Actusf : This cycle is finished since several years now. Retrospectively, how do you look back at it ?
Gregory Keyes : I really enjoyed writing those books.  I think there are things I might do a little differently now, but I'm still very happy with them.

Actusf : You have also written two trilogies in the Star Wars and in the Babylon 5 universes. How did these project originate ? What is your opinion about them now ?
Gregory Keyes : I was a fan of Babylon 5, and was asked to write the books.  I had a good relationship with the people at Babylonian Productions, and a very free hand in a lot of ways.  Star Wars was similar, although there were a lot more people involved in writing those books.  I've come to think of media books as a particular form, like haiku.  You don't complain about the number of syllables if you want to write haiku, you work within that frame.  Having said that, I think I would have preferred to have more time to write them, because they usually have to be written very quickly.  Still, I enjoyed, playing in those universes.

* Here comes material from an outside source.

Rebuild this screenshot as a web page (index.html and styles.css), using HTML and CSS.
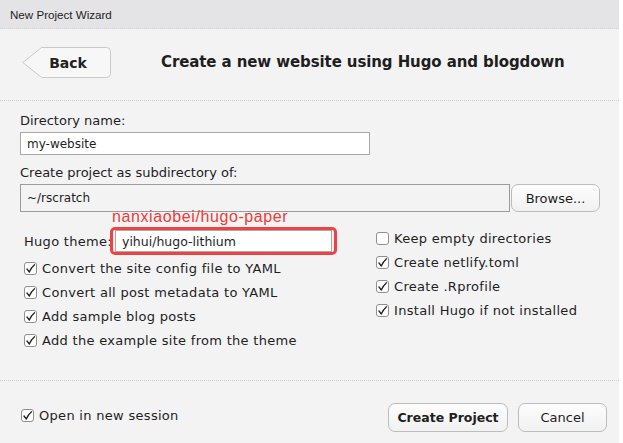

Actusf : Your latest book series is The Kingdoms of Thorn and Bone. How would you describe them shortly ?
Gregory Keyes : It's a large-scale fantasy, with a big cast of characters.  I had never written one of these medieval/renaissance European fantasies before, and my ambition was to do it, but do it with a bit of a twist, especially in realising the characters.  Like all of my work, its become sort of a thing of its own, now, because it came to life for me.  The essential premise is that humanity was once enslaved by ancient race, but human's defeated their masters with the use of a sort of magic called the sedos.  They were warned by the last of their foes that one day they would regret using that power, and my book starts a few thousand years later when the consequences of using it start to reveal themselves

Actusf : What are your latest projects ? Are you currently working on something ?
Gregory Keyes : I'm still finishing the Kingdoms of Thorn and Bone, and although I've a number ideas for what comes next, I haven't fleshed them out enough to talk about yet.